# Exercise description:
All of the data should be repeated exactly; pictures are not part of the copy.

# Dataset content:
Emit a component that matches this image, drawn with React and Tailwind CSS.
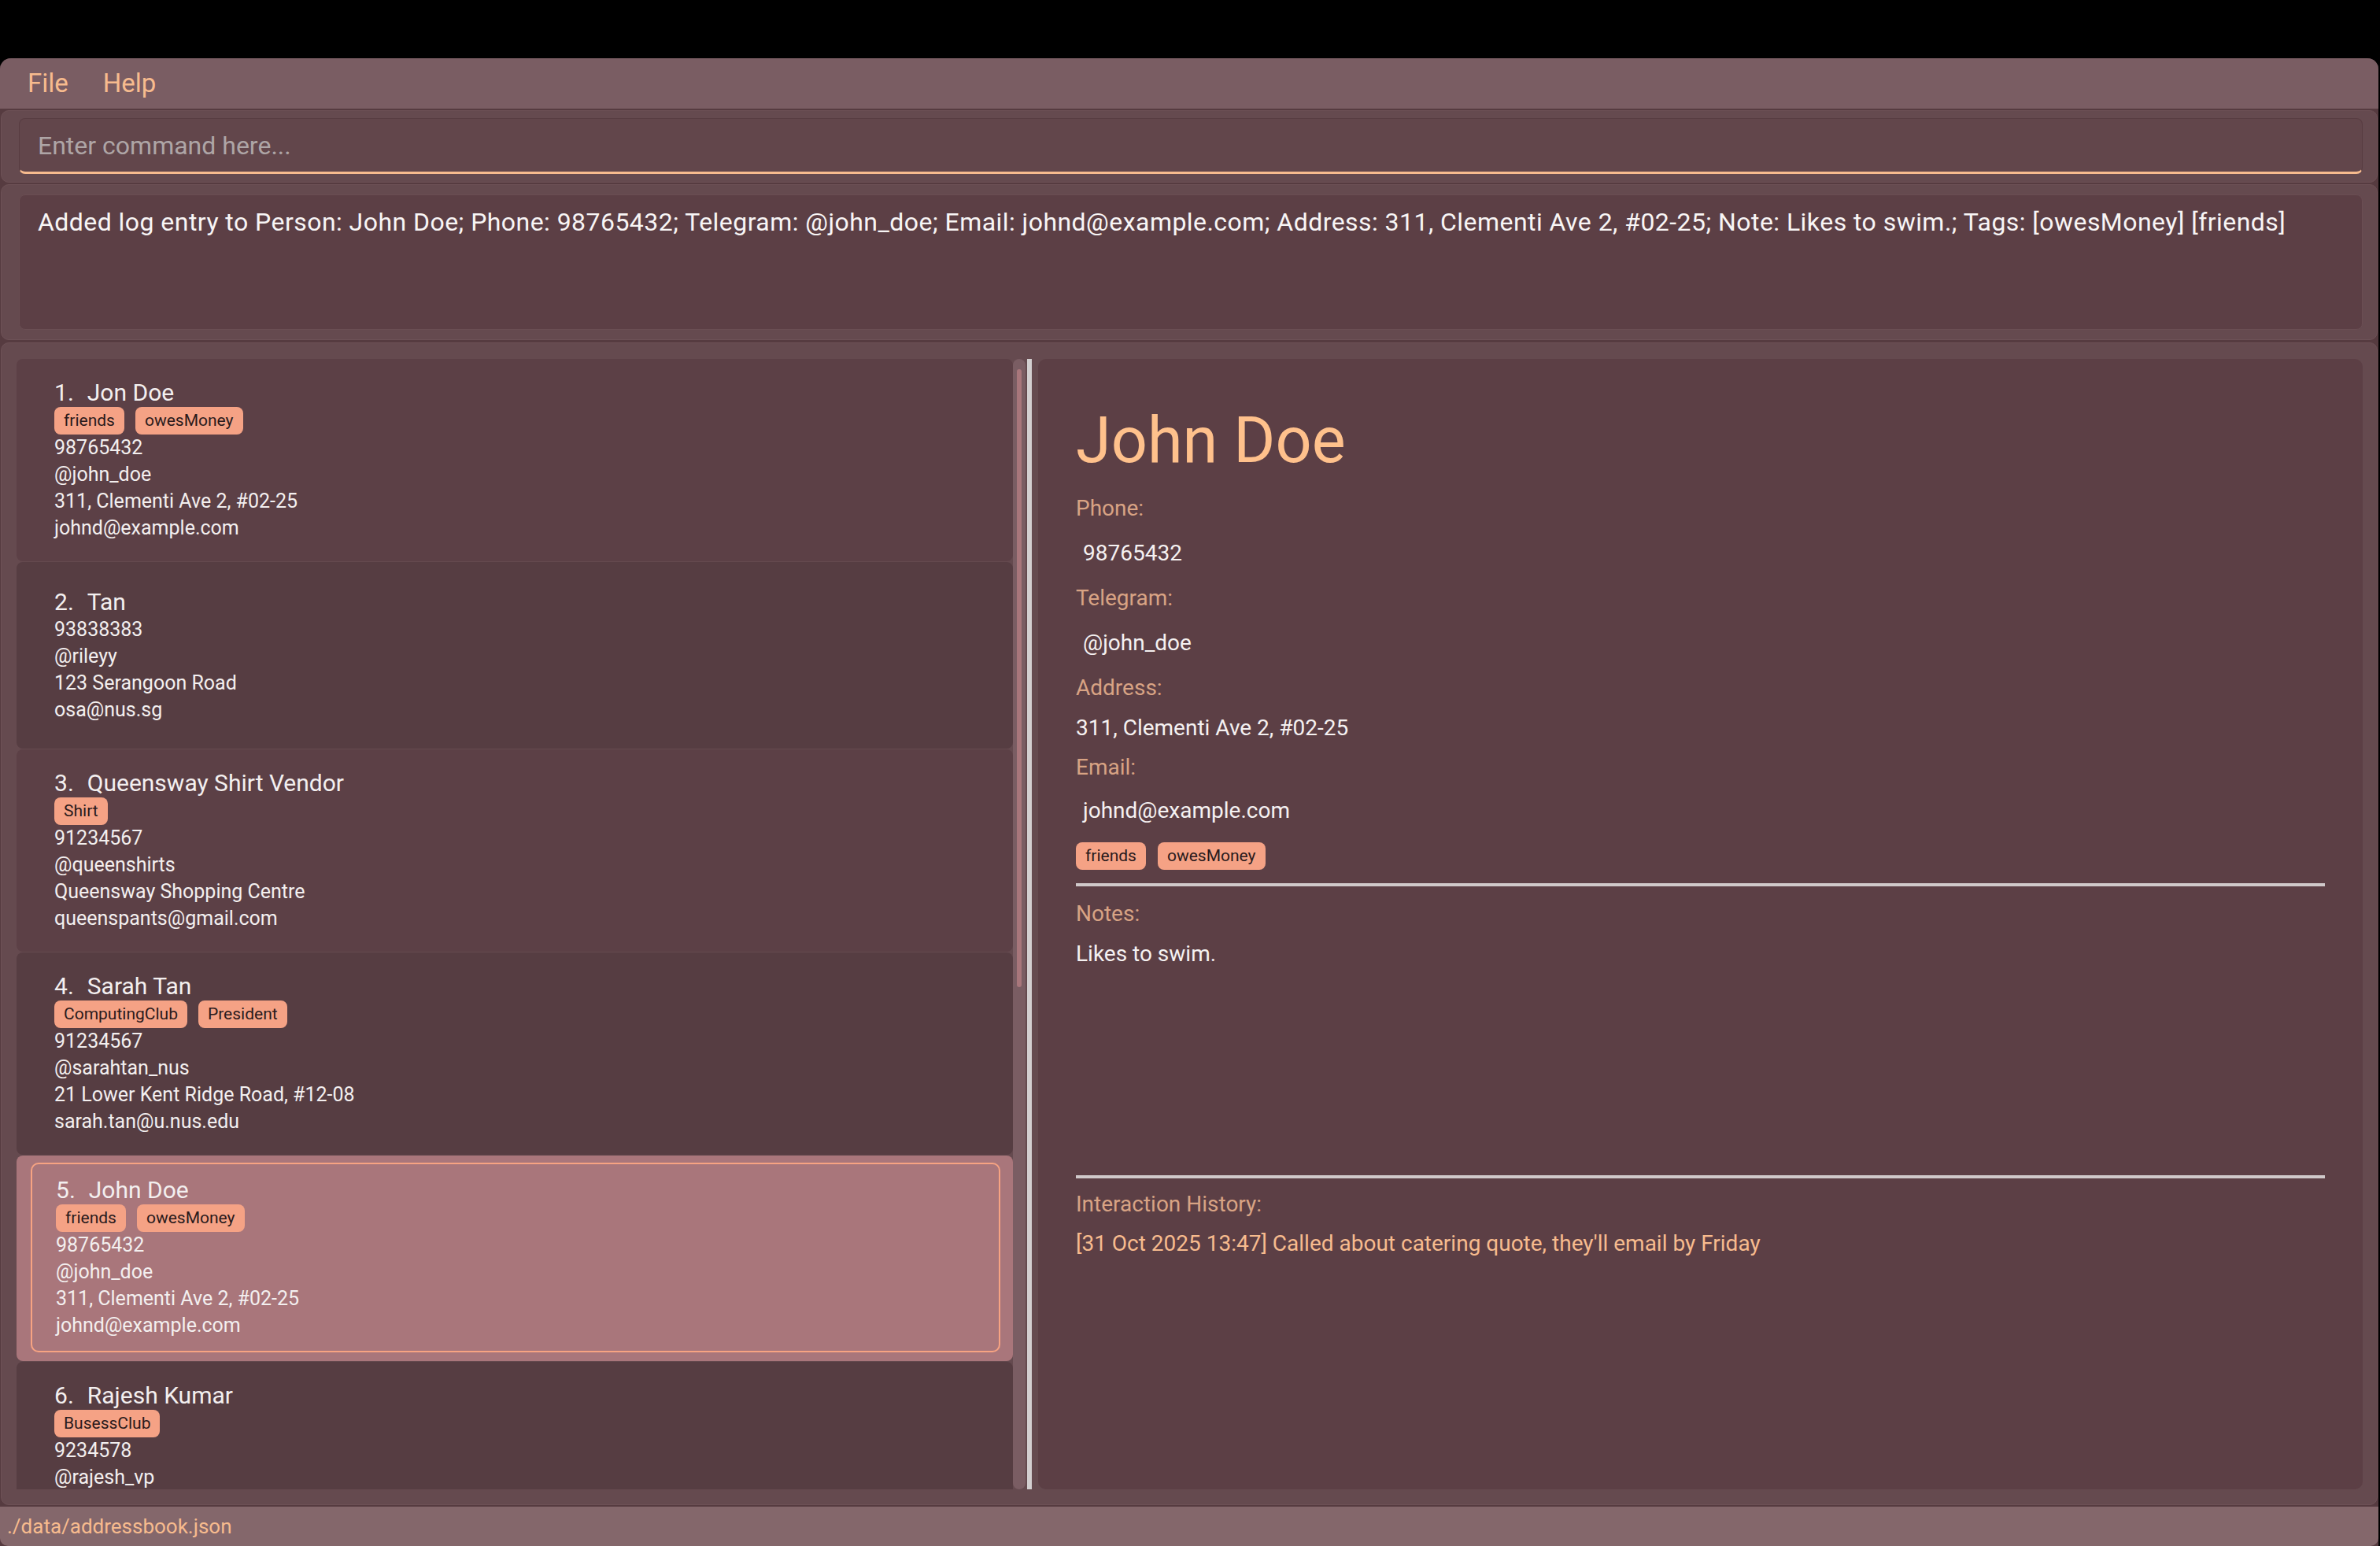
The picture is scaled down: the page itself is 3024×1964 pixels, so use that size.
const persons = [
  { name: 'Jon Doe', tags: ['friends', 'owesMoney'], phone: '98765432', tg: '@john_doe', address: '311, Clementi Ave 2, #02-25', email: 'johnd@example.com' },
  { name: 'Tan', tags: [], phone: '93838383', tg: '@rileyy', address: '123 Serangoon Road', email: 'osa@nus.sg' },
  { name: 'Queensway Shirt Vendor', tags: ['Shirt'], phone: '91234567', tg: '@queenshirts', address: 'Queensway Shopping Centre', email: 'queenspants@gmail.com' },
  { name: 'Sarah Tan', tags: ['ComputingClub', 'President'], phone: '91234567', tg: '@sarahtan_nus', address: '21 Lower Kent Ridge Road, #12-08', email: 'sarah.tan@u.nus.edu' },
  { name: 'John Doe', tags: ['friends', 'owesMoney'], phone: '98765432', tg: '@john_doe', address: '311, Clementi Ave 2, #02-25', email: 'johnd@example.com', selected: true },
  { name: 'Rajesh Kumar', tags: ['BusessClub'], phone: '9234578', tg: '@rajesh_vp', address: 'Blk 30 Geylang Street 29, #06-40', email: 'rajesh@example.com' },
];

const Tag = ({ label }) => (
  <span className="h-[35px] px-[12px] flex items-center rounded-[8px] bg-[#f5a285] text-[#2a1a1c] text-[21px] leading-[35px]">
    {label}
  </span>
);

const CardBody = ({ p, n }) => (
  <>
    <div className="flex text-[30px] leading-[36px] text-[#f3efef]">
      <span>{n}.</span>
      <span className="ml-[17px]">{p.name}</span>
    </div>
    {p.tags.length > 0 && (
      <div className="flex gap-[14px]">
        {p.tags.map(t => <Tag key={t} label={t} />)}
      </div>
    )}
    <div className="text-[25px] leading-[34px] text-[#f3efef]">
      <div>{p.phone}</div>
      <div>{p.tg}</div>
      <div>{p.address}</div>
      <div>{p.email}</div>
    </div>
  </>
);

const PersonCard = ({ p, n }) => {
  if (p.selected) {
    return (
      <div className="shrink-0 rounded-[8px] bg-[#a9767b] pl-[18px] pr-[16px] pt-[9px] pb-[11px]">
        <div className="border-2 border-[#f7a382] rounded-[10px] pl-[30px] py-[15px] flex flex-col">
          <CardBody p={p} n={n} />
        </div>
      </div>
    );
  }
  return (
    <div className={`shrink-0 rounded-[8px] pl-[48px] py-[25px] min-h-[237px] flex flex-col justify-center ${n % 2 === 1 ? 'bg-[#5c4046]' : 'bg-[#563d42]'}`}>
      <CardBody p={p} n={n} />
    </div>
  );
};

const Label = ({ children, className = '' }) => (
  <div className={`text-[28px] leading-[34px] text-[#d8a384] ${className}`}>{children}</div>
);

const Value = ({ children, className = '' }) => (
  <div className={`text-[28px] leading-[34px] text-[#f5f1f1] ${className}`}>{children}</div>
);

export default function App() {
  return (
    <div className="w-[3024px] h-[1964px] bg-black flex flex-col font-['Roboto','Liberation_Sans',sans-serif]">
      <div className="h-[74px] shrink-0" />

      <div className="flex-1 w-[3022px] flex flex-col bg-[#563b40] rounded-t-[14px] overflow-hidden">
        {/* Menu */}
        <div className="h-[64px] shrink-0 bg-[#7a5d63] flex items-center pl-[35px] gap-[44px] text-[33px] leading-[40px] text-[#f7bb8e]">
          <span>File</span>
          <span>Help</span>
        </div>

        {/* Command box */}
        <div className="mt-[2px] h-[92px] shrink-0 mx-[1px] bg-[#654a4f] border border-[#6d5156] rounded-[10px] pl-[22px] pr-[18px] pt-[9px]">
          <div className="h-[71px] bg-[#62464b] border border-[#583d42] border-b-[3px] border-b-[#f7bb8e] rounded-[8px] pl-[23px] flex items-center">
            <span className="text-[32px] leading-[38px] text-[#aea5a6]">Enter command here...</span>
          </div>
        </div>

        {/* Result display */}
        <div className="mt-[2px] h-[198px] shrink-0 mx-[1px] bg-[#654a4f] border border-[#6d5156] rounded-[10px] pl-[22px] pr-[18px] pt-[12px]">
          <div className="h-[172px] bg-[#5c3f45] border border-[#6a4e53] rounded-[8px] px-[23px] pt-[15px]">
            <p className="text-[32px] leading-[38px] tracking-[0.45px] text-[#f8f5f5] whitespace-nowrap">
              Added log entry to Person: John Doe; Phone: 98765432; Telegram: @john_doe; Email: johnd@example.com; Address: 311, Clementi Ave 2, #02-25; Note: Likes to swim.; Tags: [owesMoney] [friends]
            </p>
          </div>
        </div>

        {/* Main */}
        <div className="mt-[3px] h-[1477px] shrink-0 mx-[1px] bg-[#654a4f] border border-[#6d5156] rounded-[10px] pl-[19px] pr-[18px] pt-[20px] pb-[19px] flex">
          {/* List */}
          <div className="w-[1266px] shrink-0 h-full overflow-hidden flex flex-col gap-[1px]">
            {persons.map((p, i) => <PersonCard key={i} p={p} n={i + 1} />)}
          </div>

          {/* Scrollbar */}
          <div className="w-[16px] shrink-0 h-full bg-[#7a5d63] rounded-full flex flex-col items-center pt-[13px]">
            <div className="w-[6px] h-[785px] rounded-full bg-[#a8767b]" />
          </div>

          {/* Divider */}
          <div className="ml-[2px] w-[6px] shrink-0 h-full bg-[#d3cfd0]" />

          {/* Detail panel */}
          <div className="ml-[8px] flex-1 h-full bg-[#5c3f45] rounded-[10px] pl-[48px] pr-[48px] pt-[55px] flex flex-col">
            <h1 className="text-[81px] leading-[97px] text-[#ffc18c]">John Doe</h1>
            <Label className="mt-[21px]">Phone:</Label>
            <Value className="mt-[23px] pl-[9px]">98765432</Value>
            <Label className="mt-[23px]">Telegram:</Label>
            <Value className="mt-[23px] pl-[9px]">@john_doe</Value>
            <Label className="mt-[23px]">Address:</Label>
            <Value className="mt-[17px]">311, Clementi Ave 2, #02-25</Value>
            <Label className="mt-[16px]">Email:</Label>
            <Value className="mt-[21px] pl-[9px]">johnd@example.com</Value>
            <div className="mt-[23px] flex gap-[15px]">
              <Tag label="friends" />
              <Tag label="owesMoney" />
            </div>
            <div className="mt-[17px] h-[4px] bg-[#d0c9ca]" />
            <div className="h-[367px] pt-[18px]">
              <Label>Notes:</Label>
              <Value className="mt-[17px]">Likes to swim.</Value>
            </div>
            <div className="h-[4px] bg-[#d0c9ca]" />
            <Label className="mt-[16px]">Interaction History:</Label>
            <div className="mt-[16px] text-[28px] leading-[34px] text-[#f7bb8e]">
              [31 Oct 2025 13:47] Called about catering quote, they'll email by Friday
            </div>
          </div>
        </div>

        {/* Status bar */}
        <div className="mt-[2px] h-[50px] shrink-0 bg-[#84676b] rounded-b-[10px] pl-[9px] flex items-center">
          <span className="text-[26px] leading-[34px] text-[#f7bb8e]">./data/addressbook.json</span>
        </div>
      </div>
    </div>
  );
}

# Full solution:
Emit a component that matches this image, drawn with React and Tailwind CSS.
The picture is scaled down: the page itself is 3024×1964 pixels, so use that size.
const persons = [
  { name: 'Jon Doe', tags: ['friends', 'owesMoney'], phone: '98765432', tg: '@john_doe', address: '311, Clementi Ave 2, #02-25', email: 'johnd@example.com' },
  { name: 'Tan', tags: [], phone: '93838383', tg: '@rileyy', address: '123 Serangoon Road', email: 'osa@nus.sg' },
  { name: 'Queensway Shirt Vendor', tags: ['Shirt'], phone: '91234567', tg: '@queenshirts', address: 'Queensway Shopping Centre', email: 'queenspants@gmail.com' },
  { name: 'Sarah Tan', tags: ['ComputingClub', 'President'], phone: '91234567', tg: '@sarahtan_nus', address: '21 Lower Kent Ridge Road, #12-08', email: 'sarah.tan@u.nus.edu' },
  { name: 'John Doe', tags: ['friends', 'owesMoney'], phone: '98765432', tg: '@john_doe', address: '311, Clementi Ave 2, #02-25', email: 'johnd@example.com', selected: true },
  { name: 'Rajesh Kumar', tags: ['BusessClub'], phone: '9234578', tg: '@rajesh_vp', address: 'Blk 30 Geylang Street 29, #06-40', email: 'rajesh@example.com' },
];

const Tag = ({ label }) => (
  <span className="h-[35px] px-[12px] flex items-center rounded-[8px] bg-[#f5a285] text-[#2a1a1c] text-[21px] leading-[35px]">
    {label}
  </span>
);

const CardBody = ({ p, n }) => (
  <>
    <div className="flex text-[30px] leading-[36px] text-[#f3efef]">
      <span>{n}.</span>
      <span className="ml-[17px]">{p.name}</span>
    </div>
    {p.tags.length > 0 && (
      <div className="flex gap-[14px]">
        {p.tags.map(t => <Tag key={t} label={t} />)}
      </div>
    )}
    <div className="text-[25px] leading-[34px] text-[#f3efef]">
      <div>{p.phone}</div>
      <div>{p.tg}</div>
      <div>{p.address}</div>
      <div>{p.email}</div>
    </div>
  </>
);

const PersonCard = ({ p, n }) => {
  if (p.selected) {
    return (
      <div className="shrink-0 rounded-[8px] bg-[#a9767b] pl-[18px] pr-[16px] pt-[9px] pb-[11px]">
        <div className="border-2 border-[#f7a382] rounded-[10px] pl-[30px] py-[15px] flex flex-col">
          <CardBody p={p} n={n} />
        </div>
      </div>
    );
  }
  return (
    <div className={`shrink-0 rounded-[8px] pl-[48px] py-[25px] min-h-[237px] flex flex-col justify-center ${n % 2 === 1 ? 'bg-[#5c4046]' : 'bg-[#563d42]'}`}>
      <CardBody p={p} n={n} />
    </div>
  );
};

const Label = ({ children, className = '' }) => (
  <div className={`text-[28px] leading-[34px] text-[#d8a384] ${className}`}>{children}</div>
);

const Value = ({ children, className = '' }) => (
  <div className={`text-[28px] leading-[34px] text-[#f5f1f1] ${className}`}>{children}</div>
);

export default function App() {
  return (
    <div className="w-[3024px] h-[1964px] bg-black flex flex-col font-['Roboto','Liberation_Sans',sans-serif]">
      <div className="h-[74px] shrink-0" />

      <div className="flex-1 w-[3022px] flex flex-col bg-[#563b40] rounded-t-[14px] overflow-hidden">
        {/* Menu */}
        <div className="h-[64px] shrink-0 bg-[#7a5d63] flex items-center pl-[35px] gap-[44px] text-[33px] leading-[40px] text-[#f7bb8e]">
          <span>File</span>
          <span>Help</span>
        </div>

        {/* Command box */}
        <div className="mt-[2px] h-[92px] shrink-0 mx-[1px] bg-[#654a4f] border border-[#6d5156] rounded-[10px] pl-[22px] pr-[18px] pt-[9px]">
          <div className="h-[71px] bg-[#62464b] border border-[#583d42] border-b-[3px] border-b-[#f7bb8e] rounded-[8px] pl-[23px] flex items-center">
            <span className="text-[32px] leading-[38px] text-[#aea5a6]">Enter command here...</span>
          </div>
        </div>

        {/* Result display */}
        <div className="mt-[2px] h-[198px] shrink-0 mx-[1px] bg-[#654a4f] border border-[#6d5156] rounded-[10px] pl-[22px] pr-[18px] pt-[12px]">
          <div className="h-[172px] bg-[#5c3f45] border border-[#6a4e53] rounded-[8px] px-[23px] pt-[15px]">
            <p className="text-[32px] leading-[38px] tracking-[0.45px] text-[#f8f5f5] whitespace-nowrap">
              Added log entry to Person: John Doe; Phone: 98765432; Telegram: @john_doe; Email: johnd@example.com; Address: 311, Clementi Ave 2, #02-25; Note: Likes to swim.; Tags: [owesMoney] [friends]
            </p>
          </div>
        </div>

        {/* Main */}
        <div className="mt-[3px] h-[1477px] shrink-0 mx-[1px] bg-[#654a4f] border border-[#6d5156] rounded-[10px] pl-[19px] pr-[18px] pt-[20px] pb-[19px] flex">
          {/* List */}
          <div className="w-[1266px] shrink-0 h-full overflow-hidden flex flex-col gap-[1px]">
            {persons.map((p, i) => <PersonCard key={i} p={p} n={i + 1} />)}
          </div>

          {/* Scrollbar */}
          <div className="w-[16px] shrink-0 h-full bg-[#7a5d63] rounded-full flex flex-col items-center pt-[13px]">
            <div className="w-[6px] h-[785px] rounded-full bg-[#a8767b]" />
          </div>

          {/* Divider */}
          <div className="ml-[2px] w-[6px] shrink-0 h-full bg-[#d3cfd0]" />

          {/* Detail panel */}
          <div className="ml-[8px] flex-1 h-full bg-[#5c3f45] rounded-[10px] pl-[48px] pr-[48px] pt-[55px] flex flex-col">
            <h1 className="text-[81px] leading-[97px] text-[#ffc18c]">John Doe</h1>
            <Label className="mt-[21px]">Phone:</Label>
            <Value className="mt-[23px] pl-[9px]">98765432</Value>
            <Label className="mt-[23px]">Telegram:</Label>
            <Value className="mt-[23px] pl-[9px]">@john_doe</Value>
            <Label className="mt-[23px]">Address:</Label>
            <Value className="mt-[17px]">311, Clementi Ave 2, #02-25</Value>
            <Label className="mt-[16px]">Email:</Label>
            <Value className="mt-[21px] pl-[9px]">johnd@example.com</Value>
            <div className="mt-[23px] flex gap-[15px]">
              <Tag label="friends" />
              <Tag label="owesMoney" />
            </div>
            <div className="mt-[17px] h-[4px] bg-[#d0c9ca]" />
            <div className="h-[367px] pt-[18px]">
              <Label>Notes:</Label>
              <Value className="mt-[17px]">Likes to swim.</Value>
            </div>
            <div className="h-[4px] bg-[#d0c9ca]" />
            <Label className="mt-[16px]">Interaction History:</Label>
            <div className="mt-[16px] text-[28px] leading-[34px] text-[#f7bb8e]">
              [31 Oct 2025 13:47] Called about catering quote, they'll email by Friday
            </div>
          </div>
        </div>

        {/* Status bar */}
        <div className="mt-[2px] h-[50px] shrink-0 bg-[#84676b] rounded-b-[10px] pl-[9px] flex items-center">
          <span className="text-[26px] leading-[34px] text-[#f7bb8e]">./data/addressbook.json</span>
        </div>
      </div>
    </div>
  );
}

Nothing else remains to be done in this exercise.